Leases are typically for 12 months and after that (unless a new lease is signed), tenants are automatically considered to be ‘month-to-month’, meaning that they don’t generally need to commit for another 12 months. Month-to-month tenants are required to give 60 days notice before moving out (counting from the first of the coming month; i.e. if they give notice June 24th, then they can move out on August 31st).
Your Rights and Obligations as a Landlord
Ontario tenants have many rights. Among the important ones:
- Pets – Landlords can’t evict a tenant for having a pet, but they can refuse to rent to someone with a pet in the first place. If you own a condo, the Condominium rules take precedence over the Residential Tenancies Act, so if the condo doesn’t allow pets, you may be able to evict Fido or Fifi.
- Rent Increases – In Ontario, rent increases are controlled by the government. Generally speaking, landlords can increase the rent once every 12 months by up to a maximum equal to the Consumer Price Index (CPI) for that year. In 2016, the maximum allowable rent increase was 2%.
- Right to Access Property – Generally, Landlords have the right to enter an apartment to repair and maintain it (with 24 hours notice or in the case of an emergency). You also have the right to show the unit to prospective tenants and/or buyers with appropriate notice.
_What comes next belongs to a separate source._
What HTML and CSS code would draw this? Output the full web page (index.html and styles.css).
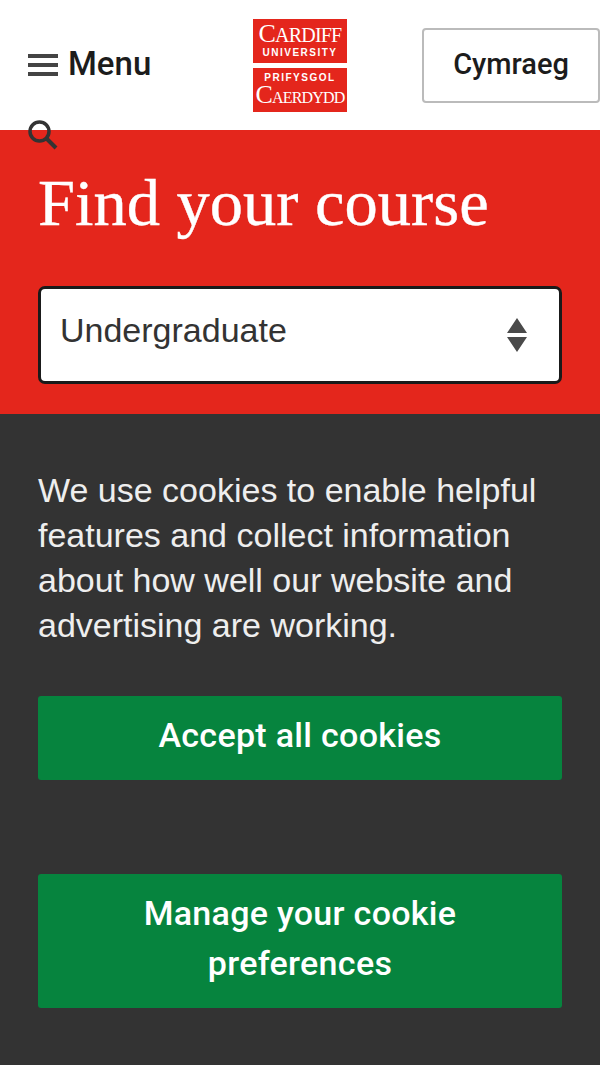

- What Happens if You Want to Move Back in – You may NOT move back into your condo or apartment during the term of the lease. If the tenant is on a month-to-month lease, you may provide 60 days notice in writing (counting from the 1st of the coming month) in order to occupy the unit (note: you or a family member must be the person occupying the unit – you cannot simply give notice to the tenant in order to allow someone else to move in). Note that as of September 2017, an owner wishing to occupy their unit must:
- Compensate the Tenant with one month’s rent or offer them another acceptable unit
- Occupy the unit for at least one year
- If the Landlord advertises the unit for rent or sale, re-rents, demolishes or converts the unit within 12 months of the Tenant vacating, the Landlord is subject to a fine of up to $25,000
- What Happens if You Want to Sell – If you have a valid written lease, you may NOT evict the tenant in order to sell the property. The lease simply transfers to the new owner (at the current rent and terms). If you have a ‘month-to-month’ tenant, you may give the usual 60 days written notice to the tenant, on behalf of the new buyer (assuming the new buyer is moving in themselves).When a tenanted unit is sold to a new Buyer and the existing owner gives notice to the Tenant on the new owner’s behalf, compensation is not required
You have MANY obligations as a Landlord – click here to find out more.
Also, note that all new tenants by law must be given a copy of the Landlord and Tenant Board’s Info for New Tenants Brochure with a summary of landlord and tenant rights & responsibilities.
Finding the Tenant You Want
One of the most important parts of finding a good tenant is screening. Make sure to request:
- First and last month’s rent (ideally as a certified cheque or bank draft).
- A current credit check
- Confirmation of employment letter
On the application, make sure to request:
- Previous addresses and landlord names/contact information
- Employment details for the last several years
- Details of any other people who will reside in the apartment
- Details about any pets
Ready to Become a Toronto Landlord?
Becoming a Landlord can be an excellent source of revenue but it can seem like a second job, so make sure to do your homework before you commit.